These returns are enough to show us that the grubs of the Volucella do not deserve the bad reputation that has been given them. Satisfied with the spoils of the dead, they do not touch the living; they do not ravage the Wasps’-nest, they disinfect it.
Experiment confirms what we have learnt in the actual nests. Over and over again, I bring Wasp-grubs and Volucella-grubs together in small test-tubes, which are easy to observe. The first are well and strong; I have just taken them from their cells. The others are in various stages, from that of the snow-flake born the same day to that of the sturdy Porcupine.
There is nothing tragic about the encounter. The Flies’ grubs roam about the test-tube without touching the live tit-bit. The most that they do is to put their mouths for a moment to the morsel; then they take it away again, not caring for the dish. [[302]]
They want something different: a wounded, a dying creature; a corpse dissolving into sanies. Indeed, if I prick the Wasp-grub with a needle, the scornful ones immediately come and sup at the bleeding wound. If I give them a dead larva, brown with putrefaction, the grubs rip it open and feast on its humours. Better still: I can feed them quite satisfactorily with Wasps that have turned putrid under their horny rings; I see them greedily suck the juices of decomposing Cetonia-larvæ; I can keep them thriving with chopped-up butcher’s meat, which they know how to liquefy by the method of the common maggot. And these unprejudiced ones, who accept whatever comes their way, provided that it be dead, refuse it when it is alive. Like the true Flies and frank body-snatchers that they are, they wait, before touching a morsel, for death to do its work.
Inside the Wasps’-nest, robust larvæ are the rule and weaklings the rare exception, because of the assiduous supervision which eliminates anything that is like to die. Here, nevertheless, Volucella-grubs are found, on the combs, among the busy Wasps. They are not, it is true, so numerous as in the charnel-house below, but still they are pretty frequent. Now what do they [[303]]do in this abode where there are no corpses? Do they attack the healthy? Their continual visits from cell to cell would at first make one think so; but we shall soon be undeceived if we observe their movements closely; and this is possible with my caged colonies.
I see them fussily crawling on the surface of the combs, swaying their necks from side to side and taking stock of the cells. This one does not suit, nor that one either; the bristly creature passes on, still in quest of something, thrusting its pointed fore-part now here, now there. This time, the cell appears to fulfil the requisite conditions. A larva, glowing with health, opens wide its mouth, believing its nurse to be approaching. It fills the hexagonal chamber with its bulging sides.
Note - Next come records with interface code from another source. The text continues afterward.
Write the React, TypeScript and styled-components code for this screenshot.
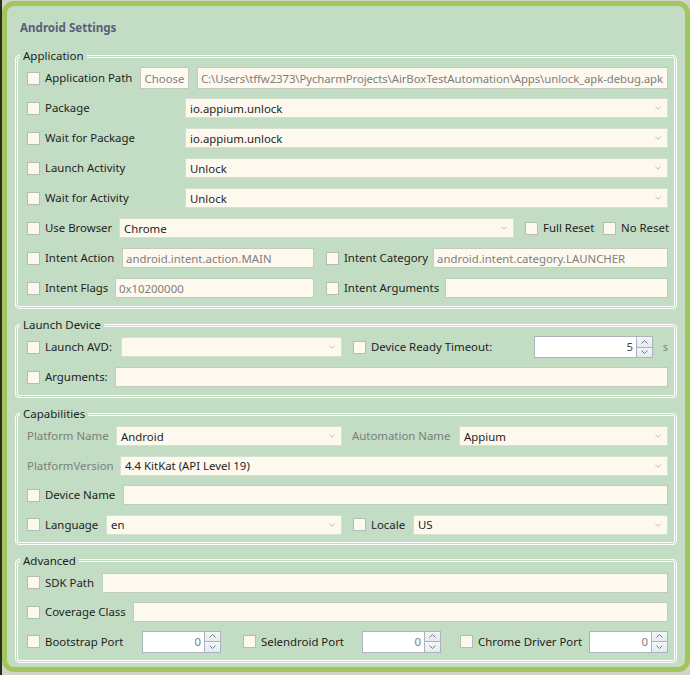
import React from 'react';
import styled, { createGlobalStyle } from 'styled-components';

const GlobalStyle = createGlobalStyle`
  html, body {
    margin: 0;
    padding: 0;
  }
  body {
    background: linear-gradient(to right, #2b2d22 0, #2b2d22 2px, #d2d3cb 2px);
    font-family: "Segoe UI", "Noto Sans", sans-serif;
    font-size: 11.4px;
    color: #1e1e1e;
    overflow: hidden;
  }
`;

const Window = styled.div`
  box-sizing: border-box;
  width: 688px;
  height: 671px;
  margin: 1px 0 0 2px;
  border: 5px solid #a2c55e;
  border-radius: 12px;
  background: #c3dcc4;
  padding: 14px 8px 0 8px;
`;

const Title = styled.div`
  margin: 0 0 12px 5px;
  font-size: 11.6px;
  line-height: 16px;
  font-weight: 700;
  color: #5a5f78;
`;

const Group = styled.fieldset`
  margin: 0 0 8px;
  padding: 0;
  min-width: 0;
  border: 3px double #ffffff;
  border-radius: 4px;
`;

const Legend = styled.legend`
  margin-left: 2px;
  padding: 0 3px;
  font-size: 11.5px;
  line-height: 16px;
`;

const Body = styled.div<{ $gap?: number; $pb?: number }>`
  display: flex;
  flex-direction: column;
  gap: ${p => p.$gap ?? 8}px;
  padding: 3px 6px ${p => p.$pb ?? 7}px 9px;
`;

const Row = styled.div`
  display: flex;
  align-items: center;
  height: 22px;
`;

const Check = styled.span<{ $ml?: number }>`
  box-sizing: border-box;
  flex: none;
  width: 13px;
  height: 13px;
  margin: 0 5px 0 ${p => p.$ml ?? 0}px;
  background: #fdf9ef;
  border: 1px solid #b4bcb4;
`;

const Label = styled.span<{ $w?: number; $ml?: number; $muted?: boolean }>`
  flex: none;
  width: ${p => (p.$w ? `${p.$w}px` : 'auto')};
  margin-left: ${p => p.$ml ?? 0}px;
  white-space: nowrap;
  line-height: 20px;
  color: ${p => (p.$muted ? '#7a7f7b' : '#1e1e1e')};
`;

const Button = styled.span`
  box-sizing: border-box;
  flex: none;
  width: 49px;
  height: 22px;
  margin-right: 8px;
  display: flex;
  align-items: center;
  justify-content: center;
  background: #fdfaf2;
  border: 1px solid #c2c9c2;
  color: #808080;
`;

const TextBox = styled.div<{ $w?: number; $muted?: boolean }>`
  box-sizing: border-box;
  height: 20px;
  ${p => (p.$w ? `width: ${p.$w}px; flex: none;` : 'flex: 1;')}
  min-width: 0;
  padding: 0 3px;
  display: flex;
  align-items: center;
  overflow: hidden;
  white-space: nowrap;
  background: #fdf9ef;
  border: 1px solid #c3cac1;
  color: ${p => (p.$muted ? '#7d7d7d' : '#1e1e1e')};
`;

const PathBox = styled(TextBox)`
  height: 22px;
  letter-spacing: -0.1px;
`;

const ComboBox = styled.div<{ $w?: number }>`
  box-sizing: border-box;
  height: 20px;
  ${p => (p.$w ? `width: ${p.$w}px; flex: none;` : 'flex: 1;')}
  min-width: 0;
  padding: 0 6px 0 4px;
  display: flex;
  align-items: center;
  justify-content: space-between;
  white-space: nowrap;
  background: #fdf9ef;
  border: 1px solid #d4e0d0;
  color: #1e1e1e;
`;

const Numeric = styled.div<{ $w: number }>`
  box-sizing: border-box;
  flex: none;
  width: ${p => p.$w}px;
  height: 22px;
  display: flex;
  background: #ffffff;
  border: 1px solid #aab4bf;
`;

const NumValue = styled.span<{ $dark?: boolean }>`
  flex: 1;
  padding-right: 3px;
  text-align: right;
  line-height: 20px;
  color: ${p => (p.$dark ? '#4a4a4a' : '#7d7d7d')};
`;

const Spinner = styled.div`
  flex: none;
  width: 15px;
  display: flex;
  flex-direction: column;
  border-left: 1px solid #aab4bf;
`;

const SpinButton = styled.span`
  flex: 1;
  display: flex;
  align-items: center;
  justify-content: center;
  background: linear-gradient(#f4f6f8, #e6eaee);
  & + & {
    border-top: 1px solid #aab4bf;
  }
`;

const Unit = styled.span`
  margin-left: 10px;
  font-size: 10px;
  color: #7a7f7b;
`;

const Chevron = ({ up }: { up?: boolean }) => (
  <svg width="7" height="4" viewBox="0 0 7 4">
    <path
      d={up ? 'M0.5 3.5 L3.5 0.5 L6.5 3.5' : 'M0.5 0.5 L3.5 3.5 L6.5 0.5'}
      fill="none"
      stroke="#6e7986"
      strokeWidth="1"
    />
  </svg>
);

const Combo = ({ value, w }: { value?: string; w?: number }) => (
  <ComboBox $w={w}>
    <span>{value}</span>
    <svg width="6" height="4" viewBox="0 0 6 4">
      <path d="M0.5 0.8 L3 3.2 L5.5 0.8" fill="none" stroke="#b4b4b0" strokeWidth="0.9" />
    </svg>
  </ComboBox>
);

const NumericUpDown = ({ value, w, dark }: { value: string; w: number; dark?: boolean }) => (
  <Numeric $w={w}>
    <NumValue $dark={dark}>{value}</NumValue>
    <Spinner>
      <SpinButton>
        <Chevron up />
      </SpinButton>
      <SpinButton>
        <Chevron />
      </SpinButton>
    </Spinner>
  </Numeric>
);

export default function App() {
  return (
    <>
      <GlobalStyle />
      <Window>
        <Title>Android Settings</Title>

        <Group>
          <Legend>Application</Legend>
          <Body>
            <Row>
              <Check />
              <Label $w={95}>Application Path</Label>
              <Button>Choose</Button>
              <PathBox $muted>C:\Users\tffw2373\PycharmProjects\AirBoxTestAutomation\Apps\unlock_apk-debug.apk</PathBox>
            </Row>
            <Row>
              <Check />
              <Label $w={140}>Package</Label>
              <Combo value="io.appium.unlock" />
            </Row>
            <Row>
              <Check />
              <Label $w={140}>Wait for Package</Label>
              <Combo value="io.appium.unlock" />
            </Row>
            <Row>
              <Check />
              <Label $w={140}>Launch Activity</Label>
              <Combo value="Unlock" />
            </Row>
            <Row>
              <Check />
              <Label $w={140}>Wait for Activity</Label>
              <Combo value="Unlock" />
            </Row>
            <Row>
              <Check />
              <Label $w={74}>Use Browser</Label>
              <Combo value="Chrome" w={395} />
              <Check $ml={11} />
              <Label $w={60}>Full Reset</Label>
              <Check />
              <Label>No Reset</Label>
            </Row>
            <Row>
              <Check />
              <Label $w={77}>Intent Action</Label>
              <TextBox $w={192} $muted>android.intent.action.MAIN</TextBox>
              <Check $ml={12} />
              <Label $w={89}>Intent Category</Label>
              <TextBox $muted>android.intent.category.LAUNCHER</TextBox>
            </Row>
            <Row>
              <Check />
              <Label $w={70}>Intent Flags</Label>
              <TextBox $w={199} $muted>0x10200000</TextBox>
              <Check $ml={12} />
              <Label $w={101}>Intent Arguments</Label>
              <TextBox />
            </Row>
          </Body>
        </Group>

        <Group>
          <Legend>Launch Device</Legend>
          <Body>
            <Row>
              <Check />
              <Label $w={76}>Launch AVD:</Label>
              <Combo w={221} />
              <Check $ml={11} />
              <Label $w={163}>Device Ready Timeout:</Label>
              <NumericUpDown value="5" w={119} dark />
              <Unit>s</Unit>
            </Row>
            <Row>
              <Check />
              <Label $w={70}>Arguments:</Label>
              <TextBox />
            </Row>
          </Body>
        </Group>

        <Group>
          <Legend>Capabilities</Legend>
          <Body $gap={7.5} $pb={6}>
            <Row>
              <Label $w={89} $muted>Platform Name</Label>
              <Combo value="Android" w={226} />
              <Label $w={107} $ml={10} $muted>Automation Name</Label>
              <Combo value="Appium" />
            </Row>
            <Row>
              <Label $w={93} $muted>PlatformVersion</Label>
              <Combo value="4.4 KitKat (API Level 19)" />
            </Row>
            <Row>
              <Check />
              <Label $w={78}>Device Name</Label>
              <TextBox />
            </Row>
            <Row>
              <Check />
              <Label $w={61}>Language</Label>
              <Combo value="en" w={236} />
              <Check $ml={11} />
              <Label $w={42}>Locale</Label>
              <Combo value="US" />
            </Row>
          </Body>
        </Group>

        <Group>
          <Legend>Advanced</Legend>
          <Body $gap={7.5}>
            <Row>
              <Check />
              <Label $w={57}>SDK Path</Label>
              <TextBox />
            </Row>
            <Row>
              <Check />
              <Label $w={88}>Coverage Class</Label>
              <TextBox />
            </Row>
            <Row>
              <Check />
              <Label $w={97}>Bootstrap Port</Label>
              <NumericUpDown value="0" w={79} />
              <Check $ml={22} />
              <Label $w={101}>Selendroid Port</Label>
              <NumericUpDown value="0" w={79} />
              <Check $ml={19} />
              <Label $w={111}>Chrome Driver Port</Label>
              <NumericUpDown value="0" w={79} />
            </Row>
          </Body>
        </Group>
      </Window>
    </>
  );
}
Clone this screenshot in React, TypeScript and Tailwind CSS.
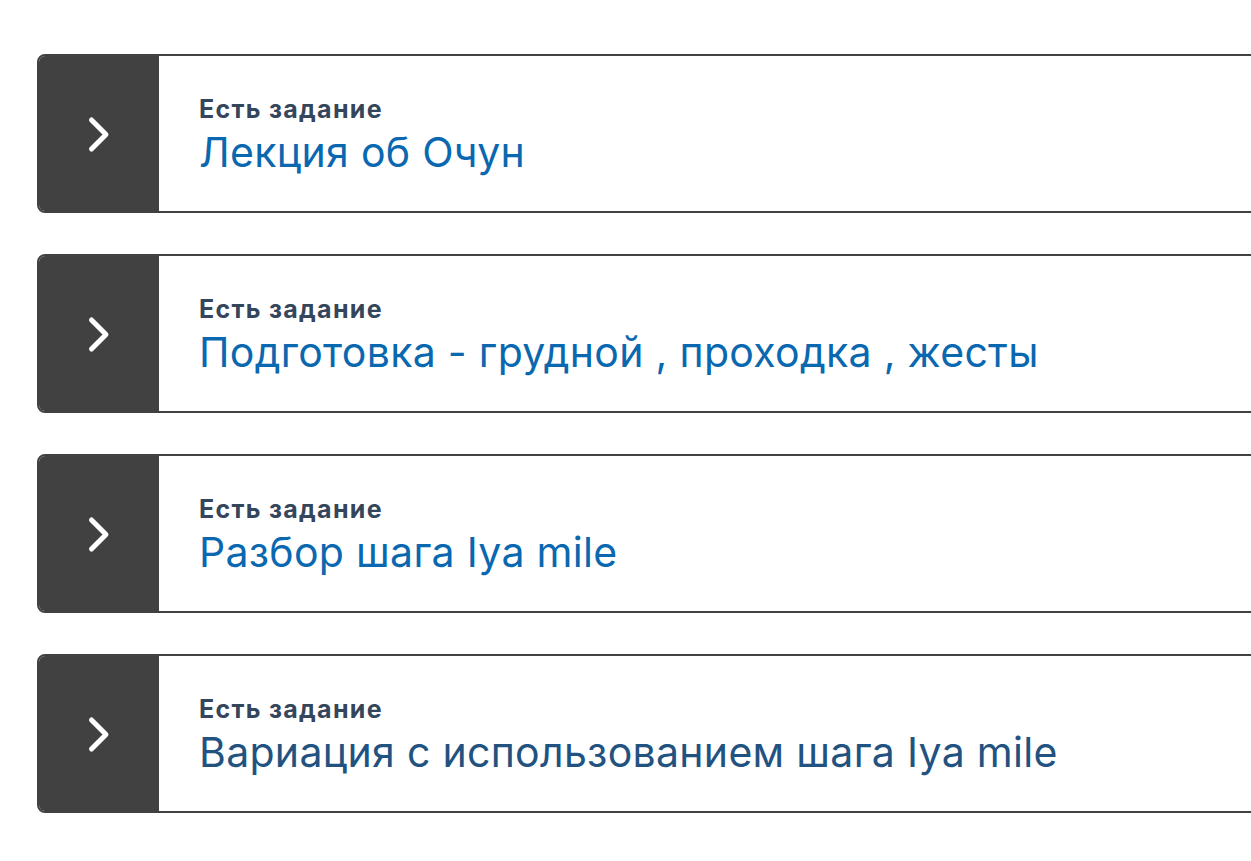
import React from 'react';

const items = [
  { title: 'Лекция об Очун', visited: false },
  { title: 'Подготовка - грудной , проходка , жесты', visited: false },
  { title: 'Разбор шага Iya mile', visited: false },
  { title: 'Вариация с использованием шага Iya mile', visited: true },
];

function Chevron() {
  return (
    <svg width="24" height="38" viewBox="0 0 24 38" fill="none">
      <path d="M4.5 4 L19 18.5 L4.5 33" stroke="white" strokeWidth="5" strokeLinecap="round" strokeLinejoin="round" />
    </svg>
  );
}

export default function App() {
  return (
    <div className="w-screen min-h-screen overflow-hidden bg-white pt-[54px] pl-[37px]" style={{ fontFamily: 'Inter, "Noto Sans", sans-serif' }}>
      <div className="flex flex-col gap-[41px] mr-[-40px]">
        {items.map((item) => (
          <div key={item.title} className="flex h-[159px] rounded-l-lg border-2 border-[#414141] bg-white overflow-hidden">
            <div className="w-[120px] shrink-0 bg-[#414141] flex items-center justify-center pt-[2px]">
              <Chevron />
            </div>
            <div className="flex flex-col pl-[40px] pt-[38px]">
              <div className="text-[25px] font-bold leading-[30px] text-[#34465c] tracking-[1.3px]">Есть задание</div>
              <div className={`mt-[4px] text-[41px] leading-[48px] tracking-[0.3px] ${item.visited ? 'text-[#22527f]' : 'text-[#0a68b0]'}`}>
                {item.title}
              </div>
            </div>
          </div>
        ))}
      </div>
    </div>
  );
}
The gluttonous visitor bends and slips its slender fore-part, a blade of exquisite suppleness, between the wall and the inhabitant, whose slack rotundity yields to the pressure of this animated wedge. It plunges into the cell, leaving no part of itself outside but its wide hind-quarters, with the red dots of the two breathing-tubes.
It remains in this posture for some time, occupied with its work at the bottom of the cell. Meanwhile, the Wasps present remain [[304]]impassive, do not interfere, a clear proof that the grub visited is in no peril. The stranger, in fact, retires with a soft, gliding motion. The chubby babe, a sort of india-rubber bag, resumes its original volume without having suffered any harm, as its appetite soon shows. A nurse offers it a mouthful, which it accepts with every sign of unimpaired vigour. As for the Volucella-grub, it licks its lips for a few moments after its own fashion, pushing its two fangs in and out; then, without further loss of time, it goes and repeats its probing elsewhere.
What it wants down there, at the bottom of the cells, behind the grubs, cannot be decided by direct observation; it must be guessed at. Since the visited larva remains intact, it is not prey that the Volucella’s grub is after. Besides, if murder formed part of its plans, why dive to the bottom of the cell, instead of attacking the defenceless recluse straightway? It would be much easier to suck the patient’s juices through the actual orifice of the cell. Instead of that, we see a dip, always a dip and never any other tactics.
Then what is there behind the Wasp-grub? Let us try to word all this as decently as we can. In spite of its exceeding cleanliness, [[305]]the grub is not exempt from the physiological ills inseparable from the work of the stomach. Like all that eats, it has intestinal waste matter in regard to which its confinement compels it to behave with extreme discretion. Like so many other close-cabined larvæ of Wasps and Bees, it waits until the moment of the transformation to rid itself of its digestive refuse. Then, once and for all, it casts out the unclean accumulation whereof the pupa, that delicate, reborn organism, must not retain the least trace. This is found later, in any empty cell, in the form of a dark-purple plug. But, without waiting for this final purge, this lump, there are, from time to time, slight excretions of fluid, clear as water. We have only to keep a Wasp-grub in a little glass tube to recognize these occasional discharges. Well, I see nothing else to explain the action of the Volucella’s grubs when they dip into the cells without wounding the larvæ. They are looking for this liquid, they provoke its emission. It represents to them a dainty which they enjoy over and above the more substantial fare provided by the corpses.